┏━━
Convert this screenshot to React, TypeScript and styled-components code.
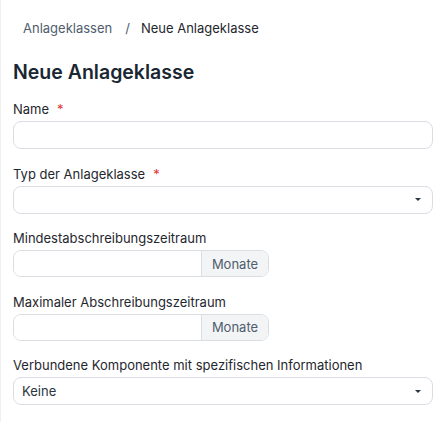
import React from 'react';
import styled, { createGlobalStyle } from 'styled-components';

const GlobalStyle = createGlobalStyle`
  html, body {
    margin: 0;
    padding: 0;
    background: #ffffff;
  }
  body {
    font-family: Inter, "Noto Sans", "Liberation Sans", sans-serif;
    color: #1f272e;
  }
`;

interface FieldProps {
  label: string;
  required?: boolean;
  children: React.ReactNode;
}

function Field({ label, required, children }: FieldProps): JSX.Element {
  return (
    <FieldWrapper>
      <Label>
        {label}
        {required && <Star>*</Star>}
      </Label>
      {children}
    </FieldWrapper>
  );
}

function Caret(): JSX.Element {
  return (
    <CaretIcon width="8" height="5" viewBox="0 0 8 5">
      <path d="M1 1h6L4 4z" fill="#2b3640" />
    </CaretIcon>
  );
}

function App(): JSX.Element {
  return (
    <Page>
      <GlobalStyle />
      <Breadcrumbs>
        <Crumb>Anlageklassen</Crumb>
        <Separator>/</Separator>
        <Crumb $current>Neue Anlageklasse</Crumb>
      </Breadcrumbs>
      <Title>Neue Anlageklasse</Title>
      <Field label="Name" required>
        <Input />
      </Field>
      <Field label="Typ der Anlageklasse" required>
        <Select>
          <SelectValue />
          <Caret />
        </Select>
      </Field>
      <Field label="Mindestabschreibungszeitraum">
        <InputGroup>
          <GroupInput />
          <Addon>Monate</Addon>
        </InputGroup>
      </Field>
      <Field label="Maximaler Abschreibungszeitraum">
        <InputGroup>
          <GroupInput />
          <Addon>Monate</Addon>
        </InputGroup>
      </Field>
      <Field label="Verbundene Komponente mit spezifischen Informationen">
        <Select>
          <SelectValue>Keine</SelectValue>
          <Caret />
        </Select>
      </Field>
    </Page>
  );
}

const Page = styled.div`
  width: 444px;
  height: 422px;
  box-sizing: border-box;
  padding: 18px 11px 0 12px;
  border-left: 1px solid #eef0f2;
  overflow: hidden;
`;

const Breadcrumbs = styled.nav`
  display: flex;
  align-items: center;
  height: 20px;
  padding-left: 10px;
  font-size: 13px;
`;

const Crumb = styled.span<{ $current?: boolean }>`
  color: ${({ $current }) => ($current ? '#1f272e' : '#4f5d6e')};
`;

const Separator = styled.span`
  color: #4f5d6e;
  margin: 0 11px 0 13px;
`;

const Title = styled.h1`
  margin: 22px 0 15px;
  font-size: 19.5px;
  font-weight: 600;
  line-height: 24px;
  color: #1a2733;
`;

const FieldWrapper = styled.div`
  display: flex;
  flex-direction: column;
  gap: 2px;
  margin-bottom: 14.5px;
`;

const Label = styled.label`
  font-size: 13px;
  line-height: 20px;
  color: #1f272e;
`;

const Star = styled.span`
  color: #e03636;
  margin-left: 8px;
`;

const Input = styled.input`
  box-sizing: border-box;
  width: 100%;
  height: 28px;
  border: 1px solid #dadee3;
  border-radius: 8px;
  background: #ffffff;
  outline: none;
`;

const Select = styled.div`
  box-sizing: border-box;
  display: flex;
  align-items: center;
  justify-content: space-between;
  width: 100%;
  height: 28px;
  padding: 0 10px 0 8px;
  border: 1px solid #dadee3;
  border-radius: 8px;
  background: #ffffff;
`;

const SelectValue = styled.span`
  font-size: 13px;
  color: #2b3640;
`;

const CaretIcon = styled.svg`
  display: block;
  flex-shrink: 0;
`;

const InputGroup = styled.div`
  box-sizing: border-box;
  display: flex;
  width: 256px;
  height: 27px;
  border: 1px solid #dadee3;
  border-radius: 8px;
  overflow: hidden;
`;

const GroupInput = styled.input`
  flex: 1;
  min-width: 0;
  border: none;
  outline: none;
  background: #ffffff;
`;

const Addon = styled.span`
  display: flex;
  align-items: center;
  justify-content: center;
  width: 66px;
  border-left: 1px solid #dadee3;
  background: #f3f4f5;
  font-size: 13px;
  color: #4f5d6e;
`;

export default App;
┗━━
┏━━
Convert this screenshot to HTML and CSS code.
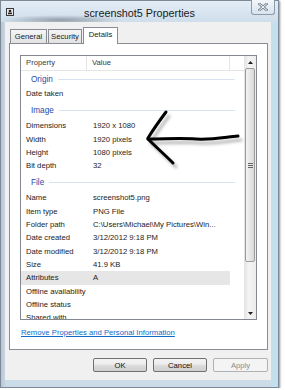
┗━━
┏━━
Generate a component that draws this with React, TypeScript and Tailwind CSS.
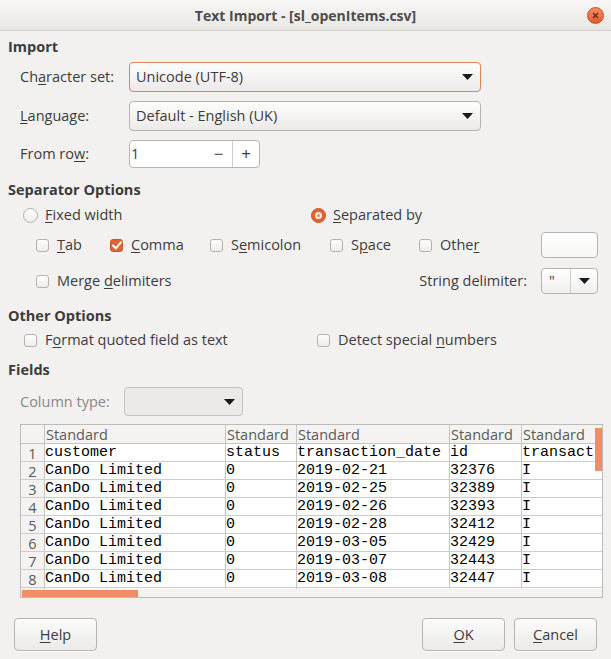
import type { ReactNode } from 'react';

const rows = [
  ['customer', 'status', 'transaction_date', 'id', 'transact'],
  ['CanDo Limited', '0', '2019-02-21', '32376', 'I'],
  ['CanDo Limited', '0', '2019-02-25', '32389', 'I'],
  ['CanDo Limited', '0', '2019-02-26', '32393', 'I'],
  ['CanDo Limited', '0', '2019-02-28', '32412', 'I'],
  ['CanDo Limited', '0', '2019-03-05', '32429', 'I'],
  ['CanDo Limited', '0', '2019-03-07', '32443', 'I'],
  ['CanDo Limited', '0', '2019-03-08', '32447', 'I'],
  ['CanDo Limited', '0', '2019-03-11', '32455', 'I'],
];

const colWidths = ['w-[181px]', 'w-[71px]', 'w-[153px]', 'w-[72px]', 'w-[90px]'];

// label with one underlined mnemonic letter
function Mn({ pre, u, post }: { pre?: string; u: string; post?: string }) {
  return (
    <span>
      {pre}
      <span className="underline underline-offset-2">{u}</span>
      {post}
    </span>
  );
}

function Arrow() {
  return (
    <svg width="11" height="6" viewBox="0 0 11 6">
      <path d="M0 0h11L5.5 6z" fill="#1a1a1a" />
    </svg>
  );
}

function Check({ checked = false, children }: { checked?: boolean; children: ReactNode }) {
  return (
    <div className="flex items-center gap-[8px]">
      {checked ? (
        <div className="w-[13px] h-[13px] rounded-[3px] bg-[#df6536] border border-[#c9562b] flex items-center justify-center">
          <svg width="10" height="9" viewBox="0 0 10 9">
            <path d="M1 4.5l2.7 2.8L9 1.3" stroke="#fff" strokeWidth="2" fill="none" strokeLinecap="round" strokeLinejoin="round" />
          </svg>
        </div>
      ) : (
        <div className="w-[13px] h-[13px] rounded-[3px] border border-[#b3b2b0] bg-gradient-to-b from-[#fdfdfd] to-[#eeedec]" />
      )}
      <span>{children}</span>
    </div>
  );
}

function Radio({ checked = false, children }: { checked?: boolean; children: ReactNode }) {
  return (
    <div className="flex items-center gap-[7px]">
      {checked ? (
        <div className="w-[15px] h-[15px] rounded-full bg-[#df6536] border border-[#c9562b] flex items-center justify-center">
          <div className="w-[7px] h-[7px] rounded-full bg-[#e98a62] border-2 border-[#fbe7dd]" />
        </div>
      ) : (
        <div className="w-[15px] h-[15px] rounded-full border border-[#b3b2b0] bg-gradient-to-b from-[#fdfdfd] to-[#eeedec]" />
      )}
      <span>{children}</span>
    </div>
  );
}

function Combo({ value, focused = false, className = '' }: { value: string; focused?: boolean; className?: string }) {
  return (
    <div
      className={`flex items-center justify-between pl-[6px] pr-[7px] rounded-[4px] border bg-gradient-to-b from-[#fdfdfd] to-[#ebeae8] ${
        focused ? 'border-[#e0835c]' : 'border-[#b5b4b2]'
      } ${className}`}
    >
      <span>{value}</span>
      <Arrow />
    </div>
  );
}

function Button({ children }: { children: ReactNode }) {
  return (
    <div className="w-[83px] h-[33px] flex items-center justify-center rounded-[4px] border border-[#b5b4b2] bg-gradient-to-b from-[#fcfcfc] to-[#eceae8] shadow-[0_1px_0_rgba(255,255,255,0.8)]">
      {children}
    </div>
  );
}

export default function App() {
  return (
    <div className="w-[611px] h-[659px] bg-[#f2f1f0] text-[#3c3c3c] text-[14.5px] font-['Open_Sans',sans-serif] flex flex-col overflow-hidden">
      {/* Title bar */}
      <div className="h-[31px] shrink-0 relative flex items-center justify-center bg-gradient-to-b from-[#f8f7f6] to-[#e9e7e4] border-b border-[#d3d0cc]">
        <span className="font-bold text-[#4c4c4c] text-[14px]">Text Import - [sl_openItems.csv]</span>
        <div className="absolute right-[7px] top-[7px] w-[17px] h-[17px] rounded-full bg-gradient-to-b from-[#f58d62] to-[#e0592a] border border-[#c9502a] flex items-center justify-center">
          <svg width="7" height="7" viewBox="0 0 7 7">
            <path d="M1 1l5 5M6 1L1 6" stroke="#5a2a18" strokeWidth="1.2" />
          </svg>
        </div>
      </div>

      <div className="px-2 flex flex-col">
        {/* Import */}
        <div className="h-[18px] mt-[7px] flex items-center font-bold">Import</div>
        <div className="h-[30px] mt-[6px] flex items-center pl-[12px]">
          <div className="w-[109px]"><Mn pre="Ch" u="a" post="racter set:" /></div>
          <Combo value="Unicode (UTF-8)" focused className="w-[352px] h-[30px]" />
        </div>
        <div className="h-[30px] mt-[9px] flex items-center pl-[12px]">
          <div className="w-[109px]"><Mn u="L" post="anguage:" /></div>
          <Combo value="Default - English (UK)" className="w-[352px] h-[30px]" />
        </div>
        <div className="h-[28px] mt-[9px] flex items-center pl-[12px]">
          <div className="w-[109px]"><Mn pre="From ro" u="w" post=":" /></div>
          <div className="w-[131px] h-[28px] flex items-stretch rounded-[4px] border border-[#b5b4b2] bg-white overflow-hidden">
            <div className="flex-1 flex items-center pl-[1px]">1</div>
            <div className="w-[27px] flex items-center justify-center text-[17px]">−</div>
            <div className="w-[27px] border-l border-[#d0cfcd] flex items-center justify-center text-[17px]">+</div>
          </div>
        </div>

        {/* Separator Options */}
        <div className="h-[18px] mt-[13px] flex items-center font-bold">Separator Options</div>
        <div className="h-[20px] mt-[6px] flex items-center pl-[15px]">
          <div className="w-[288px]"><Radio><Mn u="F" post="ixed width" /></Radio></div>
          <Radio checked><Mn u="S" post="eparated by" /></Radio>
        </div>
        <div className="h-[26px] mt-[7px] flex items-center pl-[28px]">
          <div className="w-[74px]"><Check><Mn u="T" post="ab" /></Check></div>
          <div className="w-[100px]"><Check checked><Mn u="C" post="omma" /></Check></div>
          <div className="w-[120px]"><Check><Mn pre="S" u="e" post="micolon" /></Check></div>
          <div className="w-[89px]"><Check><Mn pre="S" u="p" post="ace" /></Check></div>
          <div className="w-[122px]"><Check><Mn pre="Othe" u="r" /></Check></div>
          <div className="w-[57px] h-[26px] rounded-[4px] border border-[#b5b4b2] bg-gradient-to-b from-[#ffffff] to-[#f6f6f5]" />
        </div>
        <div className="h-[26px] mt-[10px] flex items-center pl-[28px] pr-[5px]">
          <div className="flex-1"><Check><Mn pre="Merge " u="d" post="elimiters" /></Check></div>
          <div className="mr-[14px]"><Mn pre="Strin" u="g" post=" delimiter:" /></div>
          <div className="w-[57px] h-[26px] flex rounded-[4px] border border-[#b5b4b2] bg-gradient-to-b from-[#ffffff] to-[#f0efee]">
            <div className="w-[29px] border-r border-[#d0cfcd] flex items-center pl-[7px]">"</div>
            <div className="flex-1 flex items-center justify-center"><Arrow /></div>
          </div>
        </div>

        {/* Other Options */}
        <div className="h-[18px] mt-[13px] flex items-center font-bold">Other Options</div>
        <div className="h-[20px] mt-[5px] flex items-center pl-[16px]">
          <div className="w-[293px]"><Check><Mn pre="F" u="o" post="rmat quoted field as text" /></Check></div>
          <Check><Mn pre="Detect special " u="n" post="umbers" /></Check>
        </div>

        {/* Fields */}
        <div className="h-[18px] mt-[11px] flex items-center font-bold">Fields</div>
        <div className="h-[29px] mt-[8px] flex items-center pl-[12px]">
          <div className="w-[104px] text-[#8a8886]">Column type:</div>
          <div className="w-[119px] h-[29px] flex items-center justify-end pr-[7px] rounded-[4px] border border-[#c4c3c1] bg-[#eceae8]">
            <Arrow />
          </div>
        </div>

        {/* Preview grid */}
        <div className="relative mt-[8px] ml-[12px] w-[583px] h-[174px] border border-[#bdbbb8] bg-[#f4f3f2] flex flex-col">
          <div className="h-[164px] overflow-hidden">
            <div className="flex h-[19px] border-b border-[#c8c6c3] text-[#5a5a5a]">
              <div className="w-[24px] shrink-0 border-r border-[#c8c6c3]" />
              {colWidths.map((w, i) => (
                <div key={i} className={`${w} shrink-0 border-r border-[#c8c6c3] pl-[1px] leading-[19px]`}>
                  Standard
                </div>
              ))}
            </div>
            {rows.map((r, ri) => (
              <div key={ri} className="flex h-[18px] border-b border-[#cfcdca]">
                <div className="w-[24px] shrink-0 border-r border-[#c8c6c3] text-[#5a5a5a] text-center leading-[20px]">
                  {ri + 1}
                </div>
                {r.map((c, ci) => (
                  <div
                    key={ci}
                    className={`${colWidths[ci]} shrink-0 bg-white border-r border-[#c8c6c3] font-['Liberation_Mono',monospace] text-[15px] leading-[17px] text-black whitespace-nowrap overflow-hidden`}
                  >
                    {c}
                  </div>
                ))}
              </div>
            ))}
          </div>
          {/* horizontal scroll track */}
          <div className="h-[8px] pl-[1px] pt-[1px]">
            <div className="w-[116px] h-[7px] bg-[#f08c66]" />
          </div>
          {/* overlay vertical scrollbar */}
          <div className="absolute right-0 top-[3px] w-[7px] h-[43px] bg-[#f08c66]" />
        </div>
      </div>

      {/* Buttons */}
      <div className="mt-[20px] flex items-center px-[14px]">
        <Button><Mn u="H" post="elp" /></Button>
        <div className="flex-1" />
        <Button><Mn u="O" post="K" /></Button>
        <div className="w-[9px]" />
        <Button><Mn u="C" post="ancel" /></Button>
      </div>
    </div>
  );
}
┗━━
Set problem >> Show all lines in the entries above where the word "screenshot" appears.

Task solution >>
Convert this screenshot to React, TypeScript and styled-components code.
Convert this screenshot to HTML and CSS code.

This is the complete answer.